* [EXERCISE INSTRUCTIONS]: Extract, from the listing that follows, each line containing the word "code".

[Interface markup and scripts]
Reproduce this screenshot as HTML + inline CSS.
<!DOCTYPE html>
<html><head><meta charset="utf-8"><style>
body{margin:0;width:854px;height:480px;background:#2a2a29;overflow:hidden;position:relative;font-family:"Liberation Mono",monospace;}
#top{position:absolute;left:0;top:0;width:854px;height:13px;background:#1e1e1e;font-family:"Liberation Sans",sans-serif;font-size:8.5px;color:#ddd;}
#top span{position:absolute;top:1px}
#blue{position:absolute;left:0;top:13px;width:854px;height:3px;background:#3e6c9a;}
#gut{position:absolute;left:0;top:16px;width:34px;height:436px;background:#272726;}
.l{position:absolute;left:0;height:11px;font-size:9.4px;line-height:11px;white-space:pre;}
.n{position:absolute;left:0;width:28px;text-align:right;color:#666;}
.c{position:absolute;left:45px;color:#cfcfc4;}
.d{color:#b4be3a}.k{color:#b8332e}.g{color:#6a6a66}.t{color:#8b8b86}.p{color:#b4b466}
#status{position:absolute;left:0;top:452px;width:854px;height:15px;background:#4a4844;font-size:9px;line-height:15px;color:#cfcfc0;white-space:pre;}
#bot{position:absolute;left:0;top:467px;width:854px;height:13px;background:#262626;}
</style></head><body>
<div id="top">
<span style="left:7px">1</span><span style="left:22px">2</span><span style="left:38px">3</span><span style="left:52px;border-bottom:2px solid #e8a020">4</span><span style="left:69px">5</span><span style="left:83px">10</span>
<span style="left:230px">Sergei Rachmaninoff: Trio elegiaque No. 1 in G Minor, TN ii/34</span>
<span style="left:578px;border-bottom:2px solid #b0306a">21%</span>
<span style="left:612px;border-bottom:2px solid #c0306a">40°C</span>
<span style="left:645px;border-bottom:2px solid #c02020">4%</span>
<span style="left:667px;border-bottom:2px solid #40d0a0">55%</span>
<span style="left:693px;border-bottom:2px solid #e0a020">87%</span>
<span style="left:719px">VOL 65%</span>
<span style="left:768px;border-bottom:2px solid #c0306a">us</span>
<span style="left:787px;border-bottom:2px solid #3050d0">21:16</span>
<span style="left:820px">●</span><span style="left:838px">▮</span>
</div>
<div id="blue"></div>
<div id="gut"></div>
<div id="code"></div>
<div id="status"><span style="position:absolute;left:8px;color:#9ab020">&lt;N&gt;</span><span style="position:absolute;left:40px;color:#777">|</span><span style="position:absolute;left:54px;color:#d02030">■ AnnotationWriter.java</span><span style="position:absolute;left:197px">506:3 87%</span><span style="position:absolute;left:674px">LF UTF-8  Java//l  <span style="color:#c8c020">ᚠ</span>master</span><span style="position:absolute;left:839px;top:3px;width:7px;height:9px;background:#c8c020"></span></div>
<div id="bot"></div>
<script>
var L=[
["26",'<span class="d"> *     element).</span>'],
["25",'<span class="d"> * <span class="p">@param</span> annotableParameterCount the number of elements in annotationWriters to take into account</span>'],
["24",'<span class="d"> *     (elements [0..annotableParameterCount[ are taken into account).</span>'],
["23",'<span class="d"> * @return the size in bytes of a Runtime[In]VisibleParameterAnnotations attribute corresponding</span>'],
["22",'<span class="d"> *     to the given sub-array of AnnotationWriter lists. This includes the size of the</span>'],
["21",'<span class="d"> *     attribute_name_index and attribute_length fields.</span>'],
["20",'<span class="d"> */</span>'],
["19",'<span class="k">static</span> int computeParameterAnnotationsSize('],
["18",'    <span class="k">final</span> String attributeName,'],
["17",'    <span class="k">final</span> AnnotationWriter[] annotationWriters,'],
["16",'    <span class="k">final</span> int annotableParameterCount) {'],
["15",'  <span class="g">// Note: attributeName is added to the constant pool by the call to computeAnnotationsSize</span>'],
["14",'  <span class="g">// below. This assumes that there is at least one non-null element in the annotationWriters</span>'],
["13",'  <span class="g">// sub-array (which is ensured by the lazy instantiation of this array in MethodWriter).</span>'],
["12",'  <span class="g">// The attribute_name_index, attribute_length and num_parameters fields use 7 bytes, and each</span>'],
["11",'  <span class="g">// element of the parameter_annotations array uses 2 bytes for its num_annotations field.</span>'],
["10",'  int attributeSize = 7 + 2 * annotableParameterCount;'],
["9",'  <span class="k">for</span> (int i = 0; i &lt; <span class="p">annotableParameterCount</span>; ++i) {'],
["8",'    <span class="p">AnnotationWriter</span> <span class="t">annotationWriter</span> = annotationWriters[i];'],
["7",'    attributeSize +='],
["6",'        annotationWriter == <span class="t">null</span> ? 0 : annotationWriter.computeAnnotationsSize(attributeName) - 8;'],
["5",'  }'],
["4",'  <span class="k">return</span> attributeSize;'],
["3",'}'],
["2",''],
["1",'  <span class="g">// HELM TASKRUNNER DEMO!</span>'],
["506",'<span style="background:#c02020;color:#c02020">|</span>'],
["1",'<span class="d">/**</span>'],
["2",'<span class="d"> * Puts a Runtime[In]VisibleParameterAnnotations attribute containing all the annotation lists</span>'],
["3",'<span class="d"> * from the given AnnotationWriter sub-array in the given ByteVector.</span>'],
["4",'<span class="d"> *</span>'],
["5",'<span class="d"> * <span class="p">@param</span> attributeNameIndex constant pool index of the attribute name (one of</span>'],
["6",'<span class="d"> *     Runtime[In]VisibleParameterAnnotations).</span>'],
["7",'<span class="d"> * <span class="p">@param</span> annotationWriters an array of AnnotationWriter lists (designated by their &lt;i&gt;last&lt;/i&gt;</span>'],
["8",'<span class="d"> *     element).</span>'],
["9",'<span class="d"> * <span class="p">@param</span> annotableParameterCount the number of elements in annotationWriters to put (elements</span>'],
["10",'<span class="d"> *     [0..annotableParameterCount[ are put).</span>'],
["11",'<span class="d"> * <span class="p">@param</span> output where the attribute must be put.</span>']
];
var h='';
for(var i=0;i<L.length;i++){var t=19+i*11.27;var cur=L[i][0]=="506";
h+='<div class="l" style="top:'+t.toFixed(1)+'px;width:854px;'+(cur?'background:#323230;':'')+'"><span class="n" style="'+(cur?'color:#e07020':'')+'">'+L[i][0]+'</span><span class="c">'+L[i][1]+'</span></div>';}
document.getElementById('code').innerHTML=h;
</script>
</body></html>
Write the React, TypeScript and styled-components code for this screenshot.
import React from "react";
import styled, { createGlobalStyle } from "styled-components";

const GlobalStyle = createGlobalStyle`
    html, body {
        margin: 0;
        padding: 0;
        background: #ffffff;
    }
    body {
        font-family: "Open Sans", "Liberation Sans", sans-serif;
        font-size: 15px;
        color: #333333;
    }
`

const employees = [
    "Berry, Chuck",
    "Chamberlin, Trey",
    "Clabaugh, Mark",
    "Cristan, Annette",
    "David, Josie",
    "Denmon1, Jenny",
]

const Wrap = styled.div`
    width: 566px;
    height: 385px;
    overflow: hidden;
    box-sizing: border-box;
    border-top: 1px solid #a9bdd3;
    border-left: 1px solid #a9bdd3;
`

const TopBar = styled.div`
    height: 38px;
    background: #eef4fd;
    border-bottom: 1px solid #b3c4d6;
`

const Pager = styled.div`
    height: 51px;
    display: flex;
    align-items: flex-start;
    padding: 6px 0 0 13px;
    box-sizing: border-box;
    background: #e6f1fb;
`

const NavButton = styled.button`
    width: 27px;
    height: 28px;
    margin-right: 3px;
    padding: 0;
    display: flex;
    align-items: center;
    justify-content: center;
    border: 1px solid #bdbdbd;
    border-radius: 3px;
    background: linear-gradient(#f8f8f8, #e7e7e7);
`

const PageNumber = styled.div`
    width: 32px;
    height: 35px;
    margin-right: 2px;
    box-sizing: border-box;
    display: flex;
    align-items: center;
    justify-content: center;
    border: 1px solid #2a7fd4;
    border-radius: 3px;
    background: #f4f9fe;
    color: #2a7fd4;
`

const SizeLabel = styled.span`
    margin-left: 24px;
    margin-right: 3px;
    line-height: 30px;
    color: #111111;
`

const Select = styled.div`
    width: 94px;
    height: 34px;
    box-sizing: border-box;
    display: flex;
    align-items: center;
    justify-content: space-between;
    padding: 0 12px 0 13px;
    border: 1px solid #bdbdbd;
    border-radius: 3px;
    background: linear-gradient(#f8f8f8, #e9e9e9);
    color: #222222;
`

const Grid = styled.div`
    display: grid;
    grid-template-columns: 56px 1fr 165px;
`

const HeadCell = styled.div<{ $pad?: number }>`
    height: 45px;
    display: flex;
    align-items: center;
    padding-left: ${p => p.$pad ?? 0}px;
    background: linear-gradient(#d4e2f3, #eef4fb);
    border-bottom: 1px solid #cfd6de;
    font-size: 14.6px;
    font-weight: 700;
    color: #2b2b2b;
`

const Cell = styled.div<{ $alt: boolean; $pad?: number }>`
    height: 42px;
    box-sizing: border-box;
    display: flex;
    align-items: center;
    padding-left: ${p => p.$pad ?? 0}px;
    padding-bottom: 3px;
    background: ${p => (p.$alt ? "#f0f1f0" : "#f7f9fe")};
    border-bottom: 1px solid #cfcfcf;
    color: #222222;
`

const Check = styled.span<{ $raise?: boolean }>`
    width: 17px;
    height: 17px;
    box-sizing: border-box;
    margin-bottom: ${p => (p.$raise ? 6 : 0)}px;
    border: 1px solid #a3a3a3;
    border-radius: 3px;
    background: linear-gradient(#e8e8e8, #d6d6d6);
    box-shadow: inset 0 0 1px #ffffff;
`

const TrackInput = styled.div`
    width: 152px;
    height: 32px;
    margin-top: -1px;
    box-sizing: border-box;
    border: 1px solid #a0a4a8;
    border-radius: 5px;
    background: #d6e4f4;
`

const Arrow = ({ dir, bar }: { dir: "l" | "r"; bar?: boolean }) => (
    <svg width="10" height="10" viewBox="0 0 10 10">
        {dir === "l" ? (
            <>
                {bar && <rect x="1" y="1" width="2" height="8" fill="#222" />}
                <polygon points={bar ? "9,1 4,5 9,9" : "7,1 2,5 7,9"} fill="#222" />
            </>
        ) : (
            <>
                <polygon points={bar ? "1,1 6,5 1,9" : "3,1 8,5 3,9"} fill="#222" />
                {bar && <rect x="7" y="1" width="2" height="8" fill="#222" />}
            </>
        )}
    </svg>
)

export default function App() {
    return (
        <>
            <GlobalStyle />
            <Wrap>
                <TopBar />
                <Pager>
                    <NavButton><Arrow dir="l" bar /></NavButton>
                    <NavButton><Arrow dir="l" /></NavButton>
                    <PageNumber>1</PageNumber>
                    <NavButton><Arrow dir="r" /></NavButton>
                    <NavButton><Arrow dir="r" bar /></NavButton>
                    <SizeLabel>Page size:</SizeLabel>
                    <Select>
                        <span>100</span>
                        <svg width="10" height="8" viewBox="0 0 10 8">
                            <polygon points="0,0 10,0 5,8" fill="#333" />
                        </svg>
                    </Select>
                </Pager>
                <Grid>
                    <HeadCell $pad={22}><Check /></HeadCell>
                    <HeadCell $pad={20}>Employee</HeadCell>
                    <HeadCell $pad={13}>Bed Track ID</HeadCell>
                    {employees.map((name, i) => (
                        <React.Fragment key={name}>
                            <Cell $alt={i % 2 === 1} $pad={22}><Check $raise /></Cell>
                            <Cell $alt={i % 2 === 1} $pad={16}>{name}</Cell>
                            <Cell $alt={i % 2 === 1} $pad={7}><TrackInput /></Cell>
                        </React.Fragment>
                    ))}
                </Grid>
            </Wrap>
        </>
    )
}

* [RESULT OF THIS TASK]:
<div id="code"></div>
document.getElementById('code').innerHTML=h;
Write the React, TypeScript and styled-components code for this screenshot.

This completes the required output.